## Begin Data in this exercise

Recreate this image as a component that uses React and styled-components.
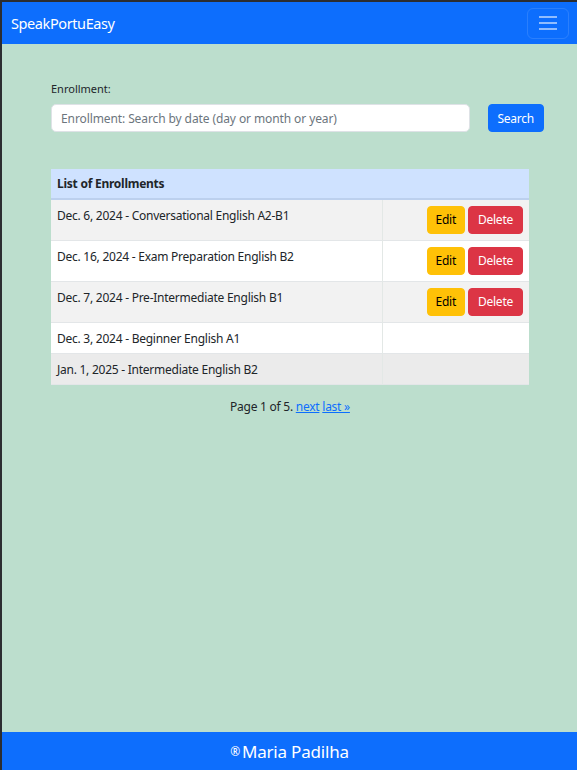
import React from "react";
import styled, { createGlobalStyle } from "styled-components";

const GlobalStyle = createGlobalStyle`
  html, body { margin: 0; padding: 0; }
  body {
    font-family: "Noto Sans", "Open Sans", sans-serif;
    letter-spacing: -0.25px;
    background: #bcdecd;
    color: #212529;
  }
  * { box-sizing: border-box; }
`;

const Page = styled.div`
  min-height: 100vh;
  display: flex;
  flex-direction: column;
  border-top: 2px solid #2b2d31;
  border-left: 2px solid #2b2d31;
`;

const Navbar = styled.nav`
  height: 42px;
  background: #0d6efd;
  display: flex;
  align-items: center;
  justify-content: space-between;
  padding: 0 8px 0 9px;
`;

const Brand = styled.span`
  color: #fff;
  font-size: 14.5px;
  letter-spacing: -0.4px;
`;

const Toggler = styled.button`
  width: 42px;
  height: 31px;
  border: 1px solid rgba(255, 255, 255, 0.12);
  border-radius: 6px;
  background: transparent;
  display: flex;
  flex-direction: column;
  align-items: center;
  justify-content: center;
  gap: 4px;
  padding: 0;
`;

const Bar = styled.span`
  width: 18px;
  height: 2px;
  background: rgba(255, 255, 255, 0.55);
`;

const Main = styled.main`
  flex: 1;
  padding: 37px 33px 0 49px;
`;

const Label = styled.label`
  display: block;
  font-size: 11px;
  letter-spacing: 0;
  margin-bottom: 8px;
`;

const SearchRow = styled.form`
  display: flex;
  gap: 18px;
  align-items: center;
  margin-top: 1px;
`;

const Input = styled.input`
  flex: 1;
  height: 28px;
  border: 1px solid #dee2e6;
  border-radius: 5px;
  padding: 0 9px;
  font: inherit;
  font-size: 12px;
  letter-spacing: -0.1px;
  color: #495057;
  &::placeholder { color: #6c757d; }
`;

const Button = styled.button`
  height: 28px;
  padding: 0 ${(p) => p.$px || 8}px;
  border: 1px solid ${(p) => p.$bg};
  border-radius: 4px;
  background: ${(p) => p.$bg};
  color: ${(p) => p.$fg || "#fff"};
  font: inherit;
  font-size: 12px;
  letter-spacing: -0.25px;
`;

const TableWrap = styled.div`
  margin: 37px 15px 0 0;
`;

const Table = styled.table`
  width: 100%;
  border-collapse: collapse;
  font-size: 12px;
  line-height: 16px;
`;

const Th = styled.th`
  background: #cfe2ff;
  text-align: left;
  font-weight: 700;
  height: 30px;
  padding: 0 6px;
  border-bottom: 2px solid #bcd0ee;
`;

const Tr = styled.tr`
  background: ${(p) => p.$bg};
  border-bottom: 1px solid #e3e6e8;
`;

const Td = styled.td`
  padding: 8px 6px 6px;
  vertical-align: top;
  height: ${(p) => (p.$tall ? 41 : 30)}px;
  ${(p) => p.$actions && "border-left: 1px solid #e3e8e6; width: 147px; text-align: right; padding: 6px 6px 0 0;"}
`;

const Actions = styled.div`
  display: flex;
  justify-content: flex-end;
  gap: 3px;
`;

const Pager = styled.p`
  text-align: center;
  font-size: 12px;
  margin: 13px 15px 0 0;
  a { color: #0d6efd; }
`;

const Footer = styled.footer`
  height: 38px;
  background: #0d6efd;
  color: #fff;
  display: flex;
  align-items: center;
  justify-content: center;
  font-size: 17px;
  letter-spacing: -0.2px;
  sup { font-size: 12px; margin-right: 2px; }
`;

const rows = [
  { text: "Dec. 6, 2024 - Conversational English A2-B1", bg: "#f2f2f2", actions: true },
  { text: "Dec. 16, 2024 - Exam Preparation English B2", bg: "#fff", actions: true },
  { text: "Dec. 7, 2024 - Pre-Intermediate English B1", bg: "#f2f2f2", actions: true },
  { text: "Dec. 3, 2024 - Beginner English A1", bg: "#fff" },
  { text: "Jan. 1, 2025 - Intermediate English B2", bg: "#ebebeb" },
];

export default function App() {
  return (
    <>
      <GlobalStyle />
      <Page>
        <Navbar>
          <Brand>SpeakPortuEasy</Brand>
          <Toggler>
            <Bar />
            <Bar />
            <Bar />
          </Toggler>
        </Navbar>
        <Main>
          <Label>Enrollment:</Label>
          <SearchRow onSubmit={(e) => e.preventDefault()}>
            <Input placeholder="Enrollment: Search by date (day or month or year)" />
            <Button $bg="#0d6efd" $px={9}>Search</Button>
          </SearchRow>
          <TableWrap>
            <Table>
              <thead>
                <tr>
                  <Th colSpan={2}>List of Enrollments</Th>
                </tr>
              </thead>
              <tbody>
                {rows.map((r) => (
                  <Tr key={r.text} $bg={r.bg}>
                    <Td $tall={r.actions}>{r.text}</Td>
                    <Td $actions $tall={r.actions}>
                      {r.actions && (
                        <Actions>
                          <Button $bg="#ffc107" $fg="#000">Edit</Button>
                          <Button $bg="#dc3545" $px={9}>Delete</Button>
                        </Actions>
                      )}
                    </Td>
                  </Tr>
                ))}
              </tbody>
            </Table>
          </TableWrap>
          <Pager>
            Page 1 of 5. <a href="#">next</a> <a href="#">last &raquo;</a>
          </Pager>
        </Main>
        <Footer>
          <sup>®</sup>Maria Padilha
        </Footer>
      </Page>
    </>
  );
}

## End Data in this exercise
## Begin Data in this exercise

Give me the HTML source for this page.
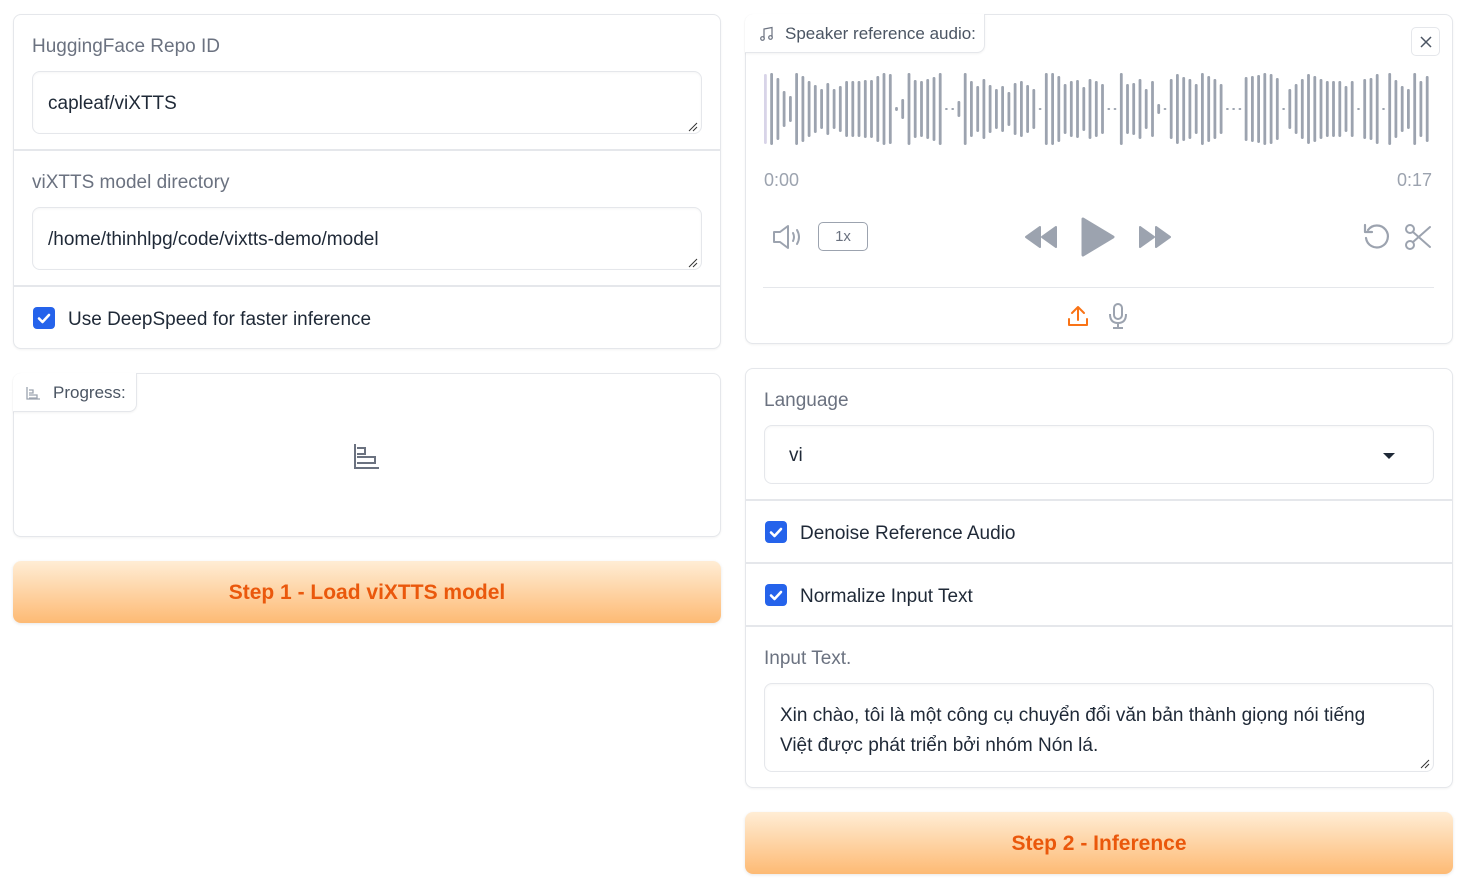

## End Data in this exercise

= Problem to solve =
Select the lines from the entries that include the word "React".

= The completed task =
Recreate this image as a component that uses React and styled-components.
import React from "react";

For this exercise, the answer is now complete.